As is standard for a film like this now, the end of the film isn’t really an ending, but rather a cliffhanger for the next movie in the series – which judging on the attendance of the 10pm Thursday before opening screening I attended, won’t happen (seriously, I go to these Thursday shows quite often, and I have never been in such an empty theater before – not even the time I stupidly went to see Selma on a Thursday night in the middle of a snowstorm). The setup for the next movie really should have been the plot for this movie – which essentially repeats the plot of the first movie, with the aliens coming back – but this time with more firepower, with the exception that this movie features a giant talking sphere.

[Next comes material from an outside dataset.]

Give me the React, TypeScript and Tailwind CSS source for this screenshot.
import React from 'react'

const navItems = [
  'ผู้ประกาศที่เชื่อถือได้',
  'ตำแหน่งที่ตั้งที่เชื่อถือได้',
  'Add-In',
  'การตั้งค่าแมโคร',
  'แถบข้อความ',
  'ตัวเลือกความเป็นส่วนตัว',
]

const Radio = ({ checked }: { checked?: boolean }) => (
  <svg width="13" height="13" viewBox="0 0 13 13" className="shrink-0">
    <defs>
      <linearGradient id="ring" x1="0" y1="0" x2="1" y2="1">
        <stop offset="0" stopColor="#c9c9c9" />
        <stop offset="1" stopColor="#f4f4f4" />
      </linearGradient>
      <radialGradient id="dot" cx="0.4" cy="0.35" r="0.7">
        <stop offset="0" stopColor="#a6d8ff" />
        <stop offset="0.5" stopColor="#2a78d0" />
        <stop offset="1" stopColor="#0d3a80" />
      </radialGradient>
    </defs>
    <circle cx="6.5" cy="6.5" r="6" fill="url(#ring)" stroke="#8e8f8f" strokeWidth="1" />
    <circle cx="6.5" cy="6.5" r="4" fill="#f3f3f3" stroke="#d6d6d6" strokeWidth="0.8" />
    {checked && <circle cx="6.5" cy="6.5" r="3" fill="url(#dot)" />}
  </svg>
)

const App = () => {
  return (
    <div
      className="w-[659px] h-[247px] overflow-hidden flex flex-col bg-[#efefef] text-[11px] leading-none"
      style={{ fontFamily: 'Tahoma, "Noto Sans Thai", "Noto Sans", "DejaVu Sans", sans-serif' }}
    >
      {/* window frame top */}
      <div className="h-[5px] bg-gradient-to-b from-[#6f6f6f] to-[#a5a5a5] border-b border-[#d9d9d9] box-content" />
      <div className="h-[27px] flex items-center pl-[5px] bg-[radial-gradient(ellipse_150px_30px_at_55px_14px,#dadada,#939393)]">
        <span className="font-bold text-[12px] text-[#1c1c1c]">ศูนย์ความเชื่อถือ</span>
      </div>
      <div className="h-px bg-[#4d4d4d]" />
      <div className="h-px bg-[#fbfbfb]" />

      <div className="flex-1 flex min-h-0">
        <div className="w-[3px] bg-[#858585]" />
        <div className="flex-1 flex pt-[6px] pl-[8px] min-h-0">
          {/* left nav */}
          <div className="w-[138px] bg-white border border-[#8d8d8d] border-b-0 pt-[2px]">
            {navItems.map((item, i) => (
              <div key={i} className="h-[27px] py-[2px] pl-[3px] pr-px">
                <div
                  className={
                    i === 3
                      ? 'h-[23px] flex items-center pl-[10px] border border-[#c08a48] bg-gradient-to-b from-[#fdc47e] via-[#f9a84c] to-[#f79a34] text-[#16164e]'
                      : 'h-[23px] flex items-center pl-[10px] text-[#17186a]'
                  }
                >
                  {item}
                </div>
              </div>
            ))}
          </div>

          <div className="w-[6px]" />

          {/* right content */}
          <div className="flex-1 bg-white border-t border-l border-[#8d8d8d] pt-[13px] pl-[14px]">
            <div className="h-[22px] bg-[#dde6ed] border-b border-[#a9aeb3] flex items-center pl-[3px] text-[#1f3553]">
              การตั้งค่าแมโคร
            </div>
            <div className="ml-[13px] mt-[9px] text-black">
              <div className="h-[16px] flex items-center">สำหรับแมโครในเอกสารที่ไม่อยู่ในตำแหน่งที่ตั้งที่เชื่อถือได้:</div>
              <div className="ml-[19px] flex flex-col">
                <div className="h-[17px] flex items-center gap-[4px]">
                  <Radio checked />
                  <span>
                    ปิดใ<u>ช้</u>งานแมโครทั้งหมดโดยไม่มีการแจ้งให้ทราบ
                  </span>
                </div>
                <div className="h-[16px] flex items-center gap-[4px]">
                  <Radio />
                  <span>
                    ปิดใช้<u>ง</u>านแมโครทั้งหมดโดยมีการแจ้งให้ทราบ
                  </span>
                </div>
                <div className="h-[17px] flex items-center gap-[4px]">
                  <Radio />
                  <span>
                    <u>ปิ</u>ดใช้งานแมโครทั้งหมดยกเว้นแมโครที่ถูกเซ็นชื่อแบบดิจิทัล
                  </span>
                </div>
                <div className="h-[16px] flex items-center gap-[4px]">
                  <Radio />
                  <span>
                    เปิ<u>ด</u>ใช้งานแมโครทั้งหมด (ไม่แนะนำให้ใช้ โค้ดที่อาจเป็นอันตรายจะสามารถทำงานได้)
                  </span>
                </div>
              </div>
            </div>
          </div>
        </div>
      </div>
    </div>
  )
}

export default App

Independence Day: Resurgence isn’t a good movie on any level. Did it hold my attention, and give me a few isolated moments of pleasure? Sure. But oddly for a film that took 20 years to make, and has five credited screenwriters, the film doesn’t feel very thought out or planned. In all honestly, it plays more like those direct-to-video sequels of big hits that studios churn out to make a quick buck (seriously, how many Starship Troopers sequels are there?). I find the wave of nostalgia for the 1990s – the era in which I grew up – to rather tedious and boring – and the film is a good example as why that is. The bar for a sequel to Independence Day shouldn’t be a very difficult one to clear – you just got to remember three things – big, dumb and fun. In this case two out of three is very bad.